Close Close

Practice Management > Compensation and Fees

The Price of Everything...

Your article was successfully shared with the contacts you provided.

Conventional wisdom holds that advisory services are under severe pricing pressure. But our research for Schwab Institutional’s Market Knowledge Tool (MKT) series revealed that major reductions haven’t actually taken place. However, we did find that advisors are being asked to provide more services and more attention for the same fees they charged up to five years ago. As a result, many advisors are experiencing severe pressure on their gross margins, and most will need to reverse this trend to build back up to an optimal level of profitability.

Having evaluated hundreds of advisory practices for both the FPA benchmark studies we’ve done and the Schwab study, we found some common themes in pricing but few common responses. By digging deeper through our data research, we identified three core reasons for the divergent pricing practices in the advisory business:

  • The cost basis for services
  • Market pricing
  • Value proposition

We also found that advisors who consider these three factors when devising their own pricing strategies, are able to develop a more coherent approach to managing their profitability. This principle is just as true for solo advisors as for ensemble firms, and obviously is more relevant to those advisors who are fee-only or run fee-based practices.

The Cost Basis

Recently, we were engaged by a firm that was evolving its wealth management offering. Its origins were in the life insurance and benefits area, so the firm had a strong sales culture in which its principals enjoyed making deals. Unfortunately, as the office manager pointed out, because of these “deals” the firm was losing mon- ey on every new wealth management client it brought in. “With what we’re providing,” she said, “it costs us $15,000 per client in staff time alone–not including the cost of the lead relationship manager.” One of the principals responded: “We can’t charge $15,000 if the market only allows us to charge $10,000!”

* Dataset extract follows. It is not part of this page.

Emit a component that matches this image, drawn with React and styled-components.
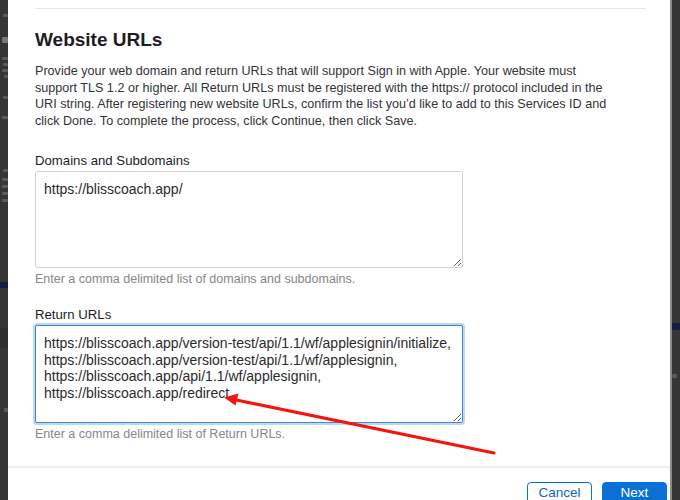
import React from "react";
import styled, { createGlobalStyle } from "styled-components";

const Global = createGlobalStyle`
  html, body { margin: 0; padding: 0; }
  body {
    width: 680px;
    height: 500px;
    overflow: hidden;
    background: #343434;
    font-family: "Liberation Sans", Arial, sans-serif;
  }
`;

const Screen = styled.div`
  position: relative;
  width: 680px;
  height: 500px;
  display: grid;
  grid-template-columns: 8px 662px 10px;
  overflow: hidden;
`;

const Backdrop = styled.div`
  background: #353535;
  display: flex;
  flex-direction: column;
  align-items: ${(p) => (p.$side === "right" ? "flex-start" : "flex-end")};
  overflow: hidden;
  border-left: ${(p) => (p.$side === "right" ? "2px solid #8a8a8a" : "none")};
`;

const Ghost = styled.div`
  flex: none;
  width: ${(p) => p.$w}px;
  height: ${(p) => p.$h}px;
  margin-top: ${(p) => p.$top}px;
  background: ${(p) => p.$c || "#5a5a5a"};
  border-radius: 1px;
  filter: blur(0.6px);
`;

const Dialog = styled.div`
  background: #ffffff;
  display: flex;
  flex-direction: column;
  height: 500px;
  overflow: hidden;
`;

const Body = styled.div`
  padding: 8px 24px 0 27px;
  display: flex;
  flex-direction: column;
`;

const TopRule = styled.div`
  height: 1px;
  background: #e6e6e6;
`;

const Title = styled.h2`
  margin: 19px 0 0;
  font-size: 19px;
  line-height: 24px;
  font-weight: 700;
  color: #1d1d1f;
`;

const Lead = styled.p`
  margin: 11px 0 0;
  font-size: 12.6px;
  line-height: 16.6px;
  color: #333336;
  white-space: nowrap;
`;

const Field = styled.div`
  display: flex;
  flex-direction: column;
  margin-top: ${(p) => p.$top}px;
`;

const Label = styled.label`
  font-size: 13.2px;
  line-height: 17px;
  color: #1d1d1f;
  margin-bottom: 2px;
`;

const Area = styled.textarea`
  box-sizing: border-box;
  width: 428px;
  height: ${(p) => p.$h}px;
  margin: 0;
  padding: 9px 8px 8px;
  resize: vertical;
  font-family: "Liberation Sans", Arial, sans-serif;
  font-size: 14px;
  line-height: 16.4px;
  color: #2b2b2b;
  background: #fff;
  border-radius: 2px;
  outline: none;
  white-space: pre;
  overflow: hidden;
  border: 1px solid ${(p) => (p.$focus ? "#3f86cf" : "#d2d2d7")};
  box-shadow: ${(p) => (p.$focus ? "0 0 0 2px #bcd8f3" : "none")};
`;

const Hint = styled.div`
  margin-top: 3px;
  font-size: 12.5px;
  line-height: 16px;
  color: #86868b;
`;

const Footer = styled.div`
  box-sizing: border-box;
  margin-top: auto;
  border-top: 2px solid #efefef;
  height: 34px;
  flex: none;
  display: flex;
  justify-content: flex-end;
  align-items: flex-start;
  gap: 10px;
  padding: 14px 3px 0 0;
`;

const Button = styled.button`
  box-sizing: border-box;
  flex: none;
  width: 65px;
  height: 34px;
  padding: 0;
  font-family: "Liberation Sans", Arial, sans-serif;
  font-size: 13.5px;
  line-height: 20px;
  border-radius: 4px;
  border: 1px solid #0071e3;
  background: ${(p) => (p.$primary ? "#0b6fd6" : "#ffffff")};
  color: ${(p) => (p.$primary ? "#ffffff" : "#0a66c8")};
  text-align: center;
  display: flex;
  align-items: flex-start;
  justify-content: center;
  padding-top: 0;
`;

const ArrowLayer = styled.svg`
  position: absolute;
  left: 0;
  top: 0;
  pointer-events: none;
`;

export default function App() {
  const returns =
    "https://blisscoach.app/version-test/api/1.1/wf/applesignin/initialize,\nhttps://blisscoach.app/version-test/api/1.1/wf/applesignin,\nhttps://blisscoach.app/api/1.1/wf/applesignin,\nhttps://blisscoach.app/redirect";
  return (
    <>
      <Global />
      <Screen>
        <Backdrop $side="left">
          <Ghost $w={5} $h={3} $top={14} />
          <Ghost $w={6} $h={6} $top={20} $c="#777" />
          <Ghost $w={6} $h={3} $top={14} />
          <Ghost $w={5} $h={3} $top={3} />
          <Ghost $w={6} $h={3} $top={3} />
          <Ghost $w={4} $h={3} $top={3} />
          <Ghost $w={5} $h={3} $top={18} />
          <Ghost $w={6} $h={3} $top={17} />
          <Ghost $w={5} $h={3} $top={50} />
          <Ghost $w={6} $h={3} $top={6} />
          <Ghost $w={6} $h={3} $top={4} />
          <Ghost $w={6} $h={3} $top={4} />
          <Ghost $w={6} $h={3} $top={4} />
          <Ghost $w={8} $h={6} $top={80} $c="#141b45" />
          <Ghost $w={8} $h={20} $top={40} $c="#2e2e2e" />
          <Ghost $w={4} $h={4} $top={60} />
        </Backdrop>
        <Dialog>
          <Body>
            <TopRule />
            <Title>Website URLs</Title>
            <Lead>
              Provide your web domain and return URLs that will support Sign in with Apple. Your website must
              <br />
              support TLS 1.2 or higher. All Return URLs must be registered with the https:// protocol included in the
              <br />
              URI string. After registering new website URLs, confirm the list you’d like to add to this Services ID and
              <br />
              click Done. To complete the process, click Continue, then click Save.
            </Lead>
            <Field $top={23}>
              <Label>Domains and Subdomains</Label>
              <Area $h={97} readOnly value="https://blisscoach.app/" />
              <Hint>Enter a comma delimited list of domains and subdomains.</Hint>
            </Field>
            <Field $top={19}>
              <Label>Return URLs</Label>
              <Area $h={98} $focus readOnly value={returns} />
              <Hint>Enter a comma delimited list of Return URLs.</Hint>
            </Field>
          </Body>
          <Footer>
            <Button>Cancel</Button>
            <Button $primary>Next</Button>
          </Footer>
        </Dialog>
        <Backdrop $side="right">
          <Ghost $w={8} $h={7} $top={323} $c="#141b45" />
          <Ghost $w={5} $h={4} $top={44} />
        </Backdrop>
        <ArrowLayer width="680" height="500" viewBox="0 0 680 500">
          <line x1="494" y1="453" x2="234" y2="399.5" stroke="#f5140f" strokeWidth="3.2" strokeLinecap="round" />
          <polygon points="224,397.5 238.5,393.5 235.5,405.5" fill="#f5140f" />
        </ArrowLayer>
      </Screen>
    </>
  );
}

Like these principals, advisors are often seduced by attracting more clients, adding more assets, and making more sales, and are less focused on profitability–at least explicitly. There is an unspoken belief that advisors can make it up in volume–that the solution to shrinking margins is to add more clients. Of course, this is only true if the advisors charge those new clients enough to cover their costs or scale down their service offering to match the amount they can charge.

To determine how much each client costs to service, start by adding up all the compensation paid by the firm plus all other overhead such as rent, utilities, and marketing, then divide this by the number of clients. For example, if your total costs are $500,000 and you have 250 clients, your cost per client is $2,000 per client. This gives you a minimum that each client should pay per year to cover your costs. If you have clients that are paying less than this, then unless you truly differentiate the level of service provided, all your larger clients are subsidizing these lower-contribution clients (which is not very fair to your wealthiest clients).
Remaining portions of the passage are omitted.